Son pocas, pero hay muertes que no
tienen la menor importancia. Por supuesto, la tiene, toda, para las personas
del entorno del fallecido, y la tristeza de la desaparición de un ser querido
apenas puede tener el consuelo de que, en este caso, la edad era muy avanzada.
Pero más allá de eso, una muerte como la de García Márquez no puede acontecer, no sirve para nada, no lo entierra, no lo lleva al olvido, no le aleja
de los afectos. Cómo podría suceder tal cosa si, muy al contrario, en los
últimos tres días ha estado más vivo que nunca, más presente que nunca. Dirijo
la mirada al estante, y allí están: algunas de sus obras. Una de las pocas
inmortales que habrá en la literatura moderna. Tal vez la más viva de los
últimos tiempos.
Digo todo esto a propósito de los dos
largos artículos que le he dedicado en La
Razón al autor colombiano, poco después precisamente de que en mi libro La resistencia del ideal. Ensayos literarios 1993-2013 le dedicara un extenso
ensayo.
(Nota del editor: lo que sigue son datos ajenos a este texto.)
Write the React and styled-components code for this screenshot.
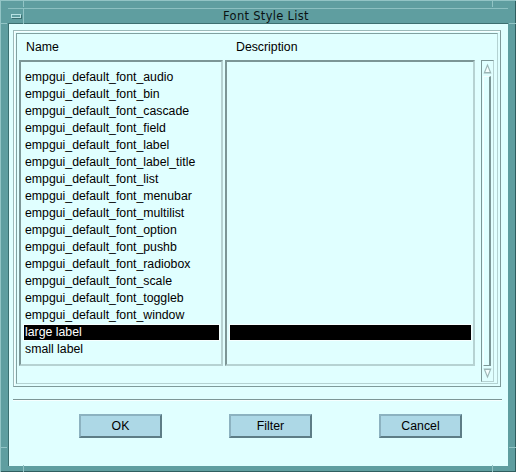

El primero, ayer sábado, titulado «Gabo contado por Gabo», en el que, a partir de sus memorias Vivir
para contarla, hacía un repaso de su trayectoria artística y vital,
levantando puentes entre una y otra a partir de las propias consideraciones del
escritor. El segundo, hoy domingo, es «El amor en los tiempos de Márquez», en el que
hablo de las tres mujeres más importantes de su vida: un amor de adolescencia, una
novia española que tuvo mientras vivió en París, y su esposa, que
ahora ya llora, a solas, al que llevó como nadie la soledad a las letras.